Dr Philippa Whitford MP
MP for Central Ayrshire and Chair of the All-Party Parliamentary Group Vaccinations for All
Every child, no matter where they are born, deserves a life free from preventable diseases. Without prioritising vaccinations, we risk losing hard won health improvements and seeing the return of deadly infectious diseases.
This is not only a moral responsibility, but also a case of global health security as, with increased global travel, the risk of epidemics is on the increase. Disease outbreaks, such as the recurrent Ebola outbreaks, cause vast human and economic costs – it is estimated that the cost of severe pandemics could reach up to £450 billion a year.

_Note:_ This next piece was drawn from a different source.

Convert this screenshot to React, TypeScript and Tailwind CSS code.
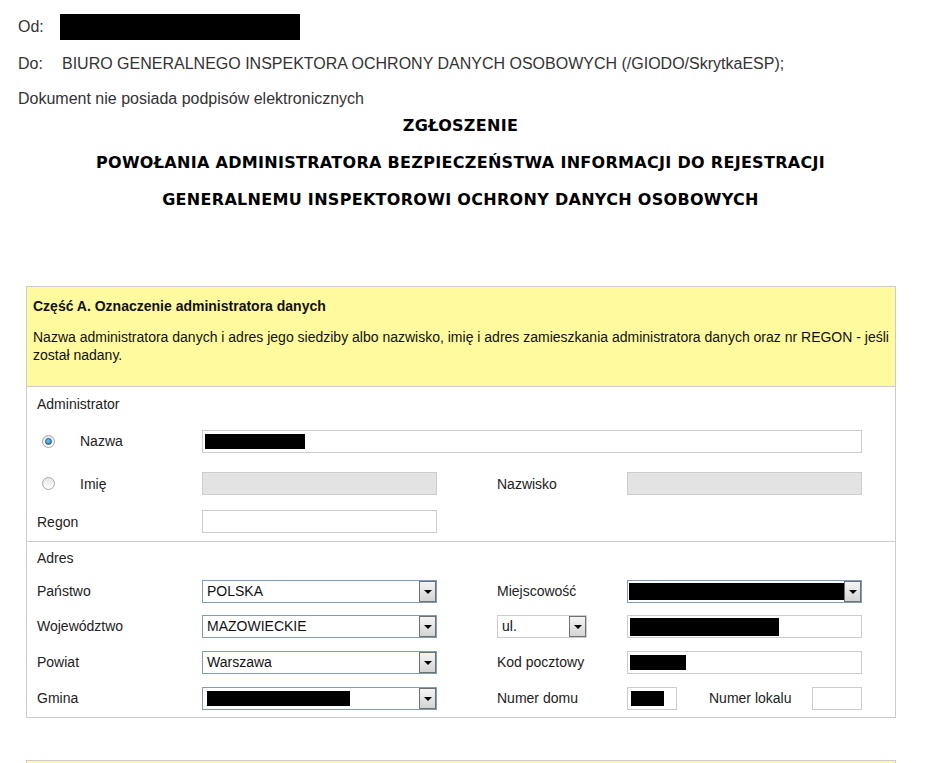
import React from 'react'

const sans = "font-['Liberation_Sans',Arial,sans-serif]"

function Redact({ w, h = 'h-[15px]' }: { w: string; h?: string }) {
  return <div className={`bg-black ${w} ${h}`} />
}

function Radio({ checked }: { checked?: boolean }) {
  return (
    <div className="w-[13px] h-[13px] rounded-full border border-[#a8a8a8] bg-gradient-to-b from-[#e6e6e6] to-[#ffffff] flex items-center justify-center">
      {checked && (
        <div className="w-[7px] h-[7px] rounded-full bg-[radial-gradient(circle_at_40%_35%,#7fc4f0,#1b6fae)] border border-[#1c5a8a]" />
      )}
    </div>
  )
}

function Arrow() {
  return (
    <div className="w-[17px] h-full border border-[#707070] bg-gradient-to-b from-[#f4f4f4] to-[#d4d4d4] flex items-center justify-center">
      <div className="w-0 h-0 border-l-[4px] border-r-[4px] border-t-[4px] border-l-transparent border-r-transparent border-t-black" />
    </div>
  )
}

function Select({ value, children, w = 'w-[235px]', border = 'border-[#7f9db9]' }: { value?: string; children?: React.ReactNode; w?: string; border?: string }) {
  return (
    <div className={`${w} h-[23px] border ${border} bg-white flex items-stretch`}>
      <div className="flex-1 flex items-center pl-[4px] text-[14px] text-[#111] overflow-hidden">
        {value}
        {children}
      </div>
      <Arrow />
    </div>
  )
}

function Input({ children, w = 'w-[235px]', gray }: { children?: React.ReactNode; w?: string; gray?: boolean }) {
  return (
    <div className={`${w} h-[23px] border border-[#cccccc] ${gray ? 'bg-[#e3e3e3]' : 'bg-white'} flex items-center pl-[2px]`}>
      {children}
    </div>
  )
}

const row = 'grid grid-cols-[165px_235px_60px_130px_235px] items-center h-[23px]'

export default function App() {
  return (
    <div className={`${sans} bg-white min-h-[763px] text-[#222] overflow-hidden`}>
      <div className="px-[18px] pt-[14px] text-[16px] text-[#333]">
        <div className="flex items-center h-[26px]">
          <span className="w-[42px]">Od:</span>
          <div className="w-[240px] h-[26px] bg-black" />
        </div>
        <div className="flex items-center mt-[12px] h-[24px]">
          <span className="w-[44px]">Do:</span>
          <span>BIURO GENERALNEGO INSPEKTORA OCHRONY DANYCH OSOBOWYCH (/GIODO/SkrytkaESP);</span>
        </div>
        <div className="mt-[13px] h-[20px] flex items-center">Dokument nie posiada podpisów elektronicznych</div>
      </div>

      {/* nagłówek zgłoszenia */}
      <div className="mx-[26px] w-[869px] font-['DejaVu_Sans',Verdana,sans-serif] font-bold text-[16px] text-black text-center tracking-[0.3px]">
        <div className="mt-[7px] h-[20px] leading-[20px]">ZGŁOSZENIE</div>
        <div className="mt-[17px] h-[20px] leading-[20px]">POWOŁANIA ADMINISTRATORA BEZPIECZEŃSTWA INFORMACJI DO REJESTRACJI</div>
        <div className="mt-[17px] h-[20px] leading-[20px]">GENERALNEMU INSPEKTOROWI OCHRONY DANYCH OSOBOWYCH</div>
      </div>

      <div className="mx-[26px] mt-[76px] w-[870px] border border-[#cccccc]">
        <div className="bg-[#fffa9e] border-b border-[#cccccc] h-[100px] px-[6px] pt-[10px] text-[14px] text-[#111]">
          <div className="font-bold h-[18px] leading-[18px]">Część A. Oznaczenie administratora danych</div>
          <div className="mt-[13px] leading-[18px]">
            Nazwa administratora danych i adres jego siedziby albo nazwisko, imię i adres zamieszkania administratora danych oraz nr REGON - jeśli został nadany.
          </div>
        </div>

        <div className="pl-[10px] text-[14px] border-b border-[#cccccc] pb-[8px]">
          <div className="h-[18px] leading-[18px] mt-[8px]">Administrator</div>
          <div className={`${row} mt-[17px]`}>
            <div className="flex items-center">
              <div className="w-[43px] pl-[5px]"><Radio checked /></div>
              <span>Nazwa</span>
            </div>
            <div className="col-span-4">
              <Input w="w-[660px]"><Redact w="w-[100px]" /></Input>
            </div>
          </div>
          <div className={`${row} mt-[18px]`}>
            <div className="flex items-center">
              <div className="w-[43px] pl-[5px]"><Radio /></div>
              <span className="mt-[3px]">Imię</span>
            </div>
            <Input gray />
            <div />
            <span className="mt-[3px]">Nazwisko</span>
            <Input gray />
          </div>
          <div className={`${row} mt-[16px]`}>
            <span className="mt-[1px]">Regon</span>
            <Input />
          </div>
        </div>

        <div className="pl-[10px] text-[14px] pb-[7px]">
          <div className="h-[18px] leading-[18px] mt-[7px]">Adres</div>
          <div className={`${row} mt-[13px]`}>
            <span>Państwo</span>
            <Select value="POLSKA" />
            <div />
            <span>Miejscowość</span>
            <Select>
              <div className="w-[216px] h-[17px] bg-black ml-[-3px]" />
            </Select>
          </div>
          <div className={`${row} mt-[12px]`}>
            <span>Województwo</span>
            <Select value="MAZOWIECKIE" />
            <div />
            <div>
              <Select value="ul." w="w-[90px]" border="border-[#cccccc]" />
            </div>
            <Input><Redact w="w-[149px]" h="h-[18px]" /></Input>
          </div>
          <div className={`${row} mt-[13px]`}>
            <span>Powiat</span>
            <Select value="Warszawa" />
            <div />
            <span>Kod pocztowy</span>
            <Input><Redact w="w-[56px]" /></Input>
          </div>
          <div className={`${row} mt-[13px]`}>
            <span>Gmina</span>
            <Select>
              <div className="w-[143px] h-[15px] bg-black" />
            </Select>
            <div />
            <span>Numer domu</span>
            <div className="flex items-center">
              <Input w="w-[50px]"><div className="ml-[1px] w-[33px] h-[15px] bg-black" /></Input>
              <span className="ml-[32px] w-[103px]">Numer lokalu</span>
              <Input w="w-[50px]" />
            </div>
          </div>
        </div>
      </div>

      <div className="mx-[26px] mt-[42px] w-[870px] h-[40px] border border-[#cccccc] bg-[#fffa9e]" />
    </div>
  )
}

Vaccination is proven to be extremely effective
Vaccination saves up to three million lives every year, and millions more from disability; cutting polio cases from 350,000 in 1988 to just 33 in 2017, thanks to successful global vaccination projects. Vaccines also have wider lifetime benefits, from improving a child’s physical, mental and educational development, to strengthening a country’s health system and economy. They are also central for tackling the growing threat of antibiotic resistant infections, as they prevent diseases and the need to use antibiotics in the first place.
It is imperative that the UK Government prioritises vaccinations in domestic and international policy, and encourages other governments to do the same.
Collaboration between government is essential
Despite the known value of vaccines, one in 10 children globally still receives no vaccines at all. This is why it is imperative that the UK Government prioritises vaccinations in domestic and international policy, and encourages other governments to do the same. At the same time, we must continue to support organisations such as Gavi, the Vaccine Alliance, who support access to affordable vaccines for lower-income countries, to give every child an equal shot at a disease and disability-free life.
Complacency about the threat of life changing infectious diseases is leading to reduced uptake of many crucial vaccines, as shown, by the recent outbreaks of measles across the world. With 82,000 cases of measles across Europe last year, leading to 72 deaths, we are complacent at our own peril.